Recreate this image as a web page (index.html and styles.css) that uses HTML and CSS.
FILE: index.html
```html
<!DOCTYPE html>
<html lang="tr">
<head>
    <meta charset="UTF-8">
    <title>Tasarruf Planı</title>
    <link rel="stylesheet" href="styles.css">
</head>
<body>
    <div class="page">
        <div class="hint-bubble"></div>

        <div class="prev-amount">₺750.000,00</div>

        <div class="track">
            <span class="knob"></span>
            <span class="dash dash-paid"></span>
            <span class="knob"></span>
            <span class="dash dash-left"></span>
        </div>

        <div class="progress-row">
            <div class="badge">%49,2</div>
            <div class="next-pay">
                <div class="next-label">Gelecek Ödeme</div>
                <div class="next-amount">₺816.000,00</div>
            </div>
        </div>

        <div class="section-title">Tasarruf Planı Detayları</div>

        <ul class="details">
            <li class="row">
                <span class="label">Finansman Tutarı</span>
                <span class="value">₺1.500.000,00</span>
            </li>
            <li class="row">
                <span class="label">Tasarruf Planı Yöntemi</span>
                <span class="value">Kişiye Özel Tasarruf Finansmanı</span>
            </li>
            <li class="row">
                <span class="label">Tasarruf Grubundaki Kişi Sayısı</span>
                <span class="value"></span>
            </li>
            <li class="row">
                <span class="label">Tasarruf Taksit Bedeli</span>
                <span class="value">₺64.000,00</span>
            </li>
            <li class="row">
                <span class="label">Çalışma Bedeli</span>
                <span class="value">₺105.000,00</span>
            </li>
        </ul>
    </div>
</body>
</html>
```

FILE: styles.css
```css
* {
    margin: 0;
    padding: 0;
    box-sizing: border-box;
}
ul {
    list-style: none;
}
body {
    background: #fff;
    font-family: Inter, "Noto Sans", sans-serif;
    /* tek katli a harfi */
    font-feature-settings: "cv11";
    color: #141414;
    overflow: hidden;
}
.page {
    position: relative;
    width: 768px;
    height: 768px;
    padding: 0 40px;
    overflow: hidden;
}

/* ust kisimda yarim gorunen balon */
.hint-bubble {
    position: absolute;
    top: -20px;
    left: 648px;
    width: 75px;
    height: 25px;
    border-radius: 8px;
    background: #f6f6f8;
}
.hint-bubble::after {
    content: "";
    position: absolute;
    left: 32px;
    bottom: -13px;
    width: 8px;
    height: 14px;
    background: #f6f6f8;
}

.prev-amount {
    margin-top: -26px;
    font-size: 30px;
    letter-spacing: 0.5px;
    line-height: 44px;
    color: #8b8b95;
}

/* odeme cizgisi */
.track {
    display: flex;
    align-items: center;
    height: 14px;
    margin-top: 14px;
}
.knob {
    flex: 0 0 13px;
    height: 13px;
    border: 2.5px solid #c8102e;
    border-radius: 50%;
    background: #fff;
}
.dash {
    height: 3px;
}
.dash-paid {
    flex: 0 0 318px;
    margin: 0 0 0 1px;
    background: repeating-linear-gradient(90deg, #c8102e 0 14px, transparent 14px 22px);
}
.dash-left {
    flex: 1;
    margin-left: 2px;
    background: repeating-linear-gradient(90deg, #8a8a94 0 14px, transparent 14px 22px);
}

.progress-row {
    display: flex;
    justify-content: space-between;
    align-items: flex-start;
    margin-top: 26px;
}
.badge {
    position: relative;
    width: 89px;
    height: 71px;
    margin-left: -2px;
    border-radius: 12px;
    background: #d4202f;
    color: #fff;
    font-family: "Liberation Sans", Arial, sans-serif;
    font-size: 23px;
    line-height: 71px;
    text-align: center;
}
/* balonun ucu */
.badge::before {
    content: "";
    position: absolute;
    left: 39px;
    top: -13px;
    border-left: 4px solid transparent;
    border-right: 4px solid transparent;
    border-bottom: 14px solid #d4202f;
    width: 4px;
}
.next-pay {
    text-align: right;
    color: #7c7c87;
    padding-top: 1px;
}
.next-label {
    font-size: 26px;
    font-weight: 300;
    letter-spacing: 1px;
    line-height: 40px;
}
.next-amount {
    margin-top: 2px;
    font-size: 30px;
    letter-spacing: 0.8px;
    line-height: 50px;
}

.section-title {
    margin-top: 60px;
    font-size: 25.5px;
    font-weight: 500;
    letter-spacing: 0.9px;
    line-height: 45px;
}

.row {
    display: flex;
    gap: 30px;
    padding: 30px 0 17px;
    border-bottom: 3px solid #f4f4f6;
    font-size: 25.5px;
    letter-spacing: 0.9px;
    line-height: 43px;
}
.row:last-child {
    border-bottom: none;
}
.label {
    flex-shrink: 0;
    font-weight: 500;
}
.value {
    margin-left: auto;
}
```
══════════
- WHAT IS BEING ASKED -
Write the data out again in full and exactly.

- THE RESPONSE -
Recreate this image as a web page (index.html and styles.css) that uses HTML and CSS.
FILE: index.html
```html
<!DOCTYPE html>
<html lang="tr">
<head>
    <meta charset="UTF-8">
    <title>Tasarruf Planı</title>
    <link rel="stylesheet" href="styles.css">
</head>
<body>
    <div class="page">
        <div class="hint-bubble"></div>

        <div class="prev-amount">₺750.000,00</div>

        <div class="track">
            <span class="knob"></span>
            <span class="dash dash-paid"></span>
            <span class="knob"></span>
            <span class="dash dash-left"></span>
        </div>

        <div class="progress-row">
            <div class="badge">%49,2</div>
            <div class="next-pay">
                <div class="next-label">Gelecek Ödeme</div>
                <div class="next-amount">₺816.000,00</div>
            </div>
        </div>

        <div class="section-title">Tasarruf Planı Detayları</div>

        <ul class="details">
            <li class="row">
                <span class="label">Finansman Tutarı</span>
                <span class="value">₺1.500.000,00</span>
            </li>
            <li class="row">
                <span class="label">Tasarruf Planı Yöntemi</span>
                <span class="value">Kişiye Özel Tasarruf Finansmanı</span>
            </li>
            <li class="row">
                <span class="label">Tasarruf Grubundaki Kişi Sayısı</span>
                <span class="value"></span>
            </li>
            <li class="row">
                <span class="label">Tasarruf Taksit Bedeli</span>
                <span class="value">₺64.000,00</span>
            </li>
            <li class="row">
                <span class="label">Çalışma Bedeli</span>
                <span class="value">₺105.000,00</span>
            </li>
        </ul>
    </div>
</body>
</html>
```

FILE: styles.css
```css
* {
    margin: 0;
    padding: 0;
    box-sizing: border-box;
}
ul {
    list-style: none;
}
body {
    background: #fff;
    font-family: Inter, "Noto Sans", sans-serif;
    /* tek katli a harfi */
    font-feature-settings: "cv11";
    color: #141414;
    overflow: hidden;
}
.page {
    position: relative;
    width: 768px;
    height: 768px;
    padding: 0 40px;
    overflow: hidden;
}

/* ust kisimda yarim gorunen balon */
.hint-bubble {
    position: absolute;
    top: -20px;
    left: 648px;
    width: 75px;
    height: 25px;
    border-radius: 8px;
    background: #f6f6f8;
}
.hint-bubble::after {
    content: "";
    position: absolute;
    left: 32px;
    bottom: -13px;
    width: 8px;
    height: 14px;
    background: #f6f6f8;
}

.prev-amount {
    margin-top: -26px;
    font-size: 30px;
    letter-spacing: 0.5px;
    line-height: 44px;
    color: #8b8b95;
}

/* odeme cizgisi */
.track {
    display: flex;
    align-items: center;
    height: 14px;
    margin-top: 14px;
}
.knob {
    flex: 0 0 13px;
    height: 13px;
    border: 2.5px solid #c8102e;
    border-radius: 50%;
    background: #fff;
}
.dash {
    height: 3px;
}
.dash-paid {
    flex: 0 0 318px;
    margin: 0 0 0 1px;
    background: repeating-linear-gradient(90deg, #c8102e 0 14px, transparent 14px 22px);
}
.dash-left {
    flex: 1;
    margin-left: 2px;
    background: repeating-linear-gradient(90deg, #8a8a94 0 14px, transparent 14px 22px);
}

.progress-row {
    display: flex;
    justify-content: space-between;
    align-items: flex-start;
    margin-top: 26px;
}
.badge {
    position: relative;
    width: 89px;
    height: 71px;
    margin-left: -2px;
    border-radius: 12px;
    background: #d4202f;
    color: #fff;
    font-family: "Liberation Sans", Arial, sans-serif;
    font-size: 23px;
    line-height: 71px;
    text-align: center;
}
/* balonun ucu */
.badge::before {
    content: "";
    position: absolute;
    left: 39px;
    top: -13px;
    border-left: 4px solid transparent;
    border-right: 4px solid transparent;
    border-bottom: 14px solid #d4202f;
    width: 4px;
}
.next-pay {
    text-align: right;
    color: #7c7c87;
    padding-top: 1px;
}
.next-label {
    font-size: 26px;
    font-weight: 300;
    letter-spacing: 1px;
    line-height: 40px;
}
.next-amount {
    margin-top: 2px;
    font-size: 30px;
    letter-spacing: 0.8px;
    line-height: 50px;
}

.section-title {
    margin-top: 60px;
    font-size: 25.5px;
    font-weight: 500;
    letter-spacing: 0.9px;
    line-height: 45px;
}

.row {
    display: flex;
    gap: 30px;
    padding: 30px 0 17px;
    border-bottom: 3px solid #f4f4f6;
    font-size: 25.5px;
    letter-spacing: 0.9px;
    line-height: 43px;
}
.row:last-child {
    border-bottom: none;
}
.label {
    flex-shrink: 0;
    font-weight: 500;
}
.value {
    margin-left: auto;
}
```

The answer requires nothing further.